A donargli il midollo uno sconosciuto, al quale i medici sono arrivati accedendo alla Banca mondiale dei donatori di midollo osseo.
«Mio figlio era compatibile solo per il 25 per cento, mio fratello era troppo anziano, non c’erano altre soluzioni. Pare però che in Germania, questa è l’unica informazione che ho, ci sia uno dei miei sette gemelli al mondo, compatibile perfettamente con me, e che ha persino scelto di donare il midollo. Per legge non posso sapere chi sia, non potrò mai incontrarlo e questo mi fa un gran dispiacere perché vorrei poterlo abbracciare e ringraziarlo perché mi ha ridato la vita. Io sono davvero rinato grazie a lui, che si è sottoposto ad un prelievo molto doloroso per qualcuno che nemmeno conosce» spiega Mattavelli con commozione.
«In ospedale è stata dura»
«In ospedale ho vissuto tanti momenti difficili, ho visto i miei compagni di stanza andarsene e anche io ho pensato di non farcela.

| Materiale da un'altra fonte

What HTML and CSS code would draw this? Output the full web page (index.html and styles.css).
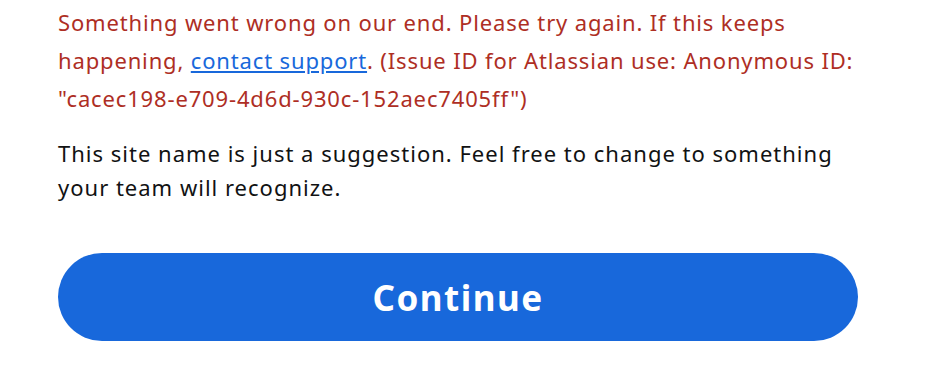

Quando avevo la possibilità di scegliere la stanza preferivo quella che si affacciava sul parcheggio rispetto a quella che dava sul giardino dei bambini... Vedere la loro sofferenza e quella dei genitori è stato terribile. I medici e le infermiere sono stati eccezionali, sempre presenti e attenti. Io sono molto socievole e ormai mi conoscevano tutti, si era instaurato un rapporto splendido di affetto e stima. Addirittura mi mettevano in stanza con i pazienti più gravi, sperando che potessi portar loro un po’ di buon umore».
Proprio nel reparto di Ematologia, Mattavelli ha trascorso settimane di isolamento, lontano da tutti:
«Non è stato facile, per niente. Il pensiero era a mia moglie Cristina, a mio figlio Giovanni, a mia mamma Mirella e a tutti i miei familiari. Mio nipote Davide ad un certo punto, in piena pandemia, si è trovato a dover gestire tutto, con famiglie che ci contattavano una dietro l’altra perché purtroppo continuavano a morire persone. E’ stato straziante».
"Il lavoro è stato il mio antidoto"
Proprio l’attività di famiglia, fondata da papà Giovanni nel 1968, ha aiutato l’imprenditore a tenersi impegnato quando non doveva sottoporsi alle terapie.
«Il lavoro è stato il mio antidoto - conferma il 59enne - Non appena avevo le forze venivo in ufficio, anche se i miei familiari e i miei medici mi dicevano di riposare. Io rispondevo che non avrei mai lasciato l’attività, questo è il mio posto e mi troveranno su questa sedia finché non sarò morto - racconta quando lo incontriamo nel suo ufficio di via Pitagora - Soffro di stanchezza cronica, ma vado avanti».
E anche se la vita non è più quella di prima, «va vissuta appieno, imparando a godersi anche le piccole cose».
In qualche modo Claudio Mattavelli, se pur con qualche limitazione, è tornato alla vita di prima: «Esco, guido la macchina, lavoro, vado in vacanza e ho anche appena adottato due cani. Faccio meno vita mondana, ho dovuto abbandonare la moto e la barca, ma va bene così».
L'importanza della donazione
Il suo pensiero, però, è quello di far capire a tutti l’importanza della donazione.
«Io ormai sono iscritto a tutte le associazioni possibili e immaginabili e faccio molte donazioni, a dicembre mi arrivano venti Stelle di Natale per la ricerca - racconta con il suo fare ironico - Credo che sia importante supportare gli ospedali e chi affronta una malattia, ma che ancora più importante sia la donazione del midollo perché può concretamente salvare una vita, come è successo a me. Che pensavo che non avrei più abbracciato mia moglie e mio figlio».